[begin INFORMATION SUPPLIED]
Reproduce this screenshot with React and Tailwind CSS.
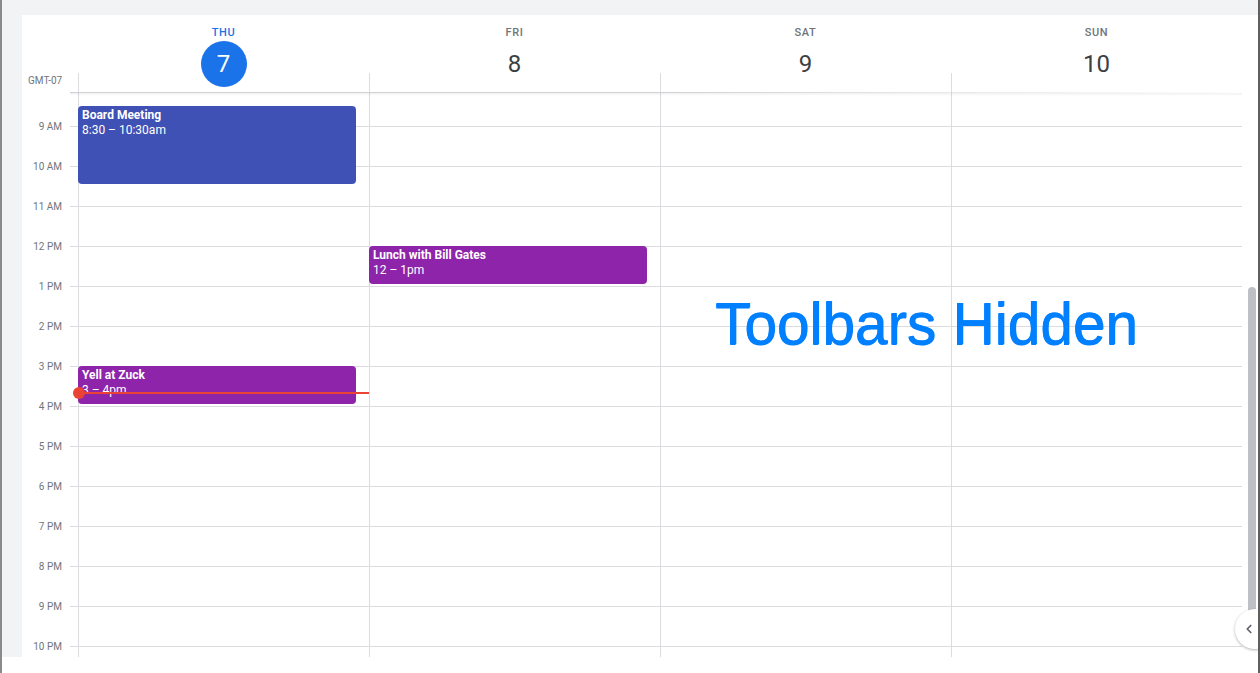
import { ChevronLeft } from 'lucide-react';

const days = [
  { name: 'THU', num: 7, today: true },
  { name: 'FRI', num: 8 },
  { name: 'SAT', num: 9 },
  { name: 'SUN', num: 10 },
];

const hours = ['9 AM', '10 AM', '11 AM', '12 PM', '1 PM', '2 PM', '3 PM', '4 PM', '5 PM', '6 PM', '7 PM', '8 PM', '9 PM', '10 PM'];

// events per day column, top/height in px from the top of the scrolled grid
const events = {
  0: [
    { title: 'Board Meeting', time: '8:30 – 10:30am', top: 13, height: 78, color: 'bg-[#3f51b5]' },
    { title: 'Yell at Zuck', time: '3 – 4pm', top: 273, height: 38, color: 'bg-[#8e24aa]' },
  ],
  1: [{ title: 'Lunch with Bill Gates', time: '12 – 1pm', top: 153, height: 38, color: 'bg-[#8e24aa]' }],
};

function DayHeader({ day }) {
  return (
    <div className="w-[291px] flex flex-col items-center relative">
      <div className={`mt-[12px] h-[12px] text-[11px] leading-[12px] font-medium tracking-[0.06em] ${day.today ? 'text-[#1a73e8]' : 'text-[#70757a]'}`}>
        {day.name}
      </div>
      <div
        className={`mt-[2px] w-[46px] h-[46px] rounded-full flex items-center justify-center text-[24px] ${
          day.today ? 'bg-[#1a73e8] text-white' : 'text-[#3c4043]'
        }`}
      >
        {day.num}
      </div>
      <div className="absolute left-0 bottom-0 h-[20px] border-l border-[#dadce0]" />
    </div>
  );
}

function DayColumn({ index }) {
  return (
    <div className="w-[291px] border-l border-[#dadce0] relative">
      <div className="h-[33px]" />
      {hours.map((h) => (
        <div key={h} className="h-[40px] border-t border-[#dadce0]" />
      ))}
      {(events[index] || []).map((ev) => (
        <div
          key={ev.title}
          className={`absolute -left-px w-[278px] rounded-[4px] px-[4px] pt-[2px] text-white text-[12px] leading-[15px] ${ev.color}`}
          style={{ top: ev.top, height: ev.height }}
        >
          <div className="font-bold">{ev.title}</div>
          <div>{ev.time}</div>
        </div>
      ))}
      {index === 0 && (
        <div className="absolute -left-px right-0 top-[299px] h-[2px] bg-[#ea4335]">
          <div className="absolute -left-[5px] -top-[5px] w-[12px] h-[12px] rounded-full bg-[#ea4335]" />
        </div>
      )}
    </div>
  );
}

export default function App() {
  return (
    <div
      className="w-[1260px] h-[673px] bg-white relative overflow-hidden border-l-2 border-r-2 border-l-[#8a8a8a] border-r-[#5f5f5f] flex flex-col"
      style={{ fontFamily: 'Roboto, "Liberation Sans", sans-serif' }}
    >
      <div className="h-[15px] bg-[#f1f3f4] shrink-0" />
      <div className="h-[642px] flex shrink-0 overflow-hidden">
        <div className="w-[20px] bg-[#f1f3f4]" />
        <div className="flex-1 flex flex-col overflow-hidden">
          {/* header */}
          <div className="h-[78px] flex relative shrink-0">
            <div className="w-[56px] flex items-end pb-[5px] pl-[6px] text-[10px] text-[#70757a]">GMT-07</div>
            {days.map((d) => (
              <DayHeader key={d.name} day={d} />
            ))}
            <div className="absolute left-[48px] right-[16px] bottom-0 h-px bg-gradient-to-r from-[#cfd1d4] via-[#cfd1d4] to-transparent" />
            <div className="absolute left-[48px] right-[16px] -bottom-[3px] h-[3px] bg-gradient-to-b from-[#0000000f] to-transparent z-10" />
          </div>
          {/* body */}
          <div className="flex-1 flex min-h-0">
            <div className="w-[56px]">
              <div className="h-[33px]" />
              {hours.map((h) => (
                <div key={h} className="h-[40px] flex">
                  <div className="w-[48px] pr-[8px] text-right text-[10px] leading-[12px] text-[#70757a] -mt-[5px]">{h}</div>
                  <div className="w-[8px] border-t border-[#dadce0]" />
                </div>
              ))}
            </div>
            {days.map((d, i) => (
              <DayColumn key={d.name} index={i} />
            ))}
            <div className="flex-1 flex justify-center pt-[194px]">
              <div className="w-[8px] h-[330px] ml-[3px] rounded-t-full bg-[#bdc1c6]" />
            </div>
          </div>
        </div>
      </div>
      <div className="flex-1 bg-white" />

      <div
        className="absolute left-[713px] top-[295px] text-[58.5px] leading-none text-[#0080ff] whitespace-nowrap [text-shadow:0.7px_0_0_#0080ff,0_0.5px_0_#0080ff]"
        style={{ fontFamily: '"Liberation Sans", Arial, sans-serif' }}
      >
        Toolbars Hidden
      </div>

      <div className="absolute left-[1233px] top-[609px] w-[40px] h-[40px] rounded-full bg-white shadow-[0_1px_3px_rgba(0,0,0,0.3)] flex items-center pl-[7px]">
        <ChevronLeft className="w-[14px] h-[14px] text-[#5f6368]" strokeWidth={3} />
      </div>
    </div>
  );
}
[end INFORMATION SUPPLIED]
• **GIVEN EXERCISE**:
Write out again exactly the lines from the start of the data above through the line containing "const hours = ['9", inclusive, excluding any pictures.

• **TASK RESPONSE**:
Reproduce this screenshot with React and Tailwind CSS.
import { ChevronLeft } from 'lucide-react';

const days = [
  { name: 'THU', num: 7, today: true },
  { name: 'FRI', num: 8 },
  { name: 'SAT', num: 9 },
  { name: 'SUN', num: 10 },
];

const hours = ['9 AM', '10 AM', '11 AM', '12 PM', '1 PM', '2 PM', '3 PM', '4 PM', '5 PM', '6 PM', '7 PM', '8 PM', '9 PM', '10 PM'];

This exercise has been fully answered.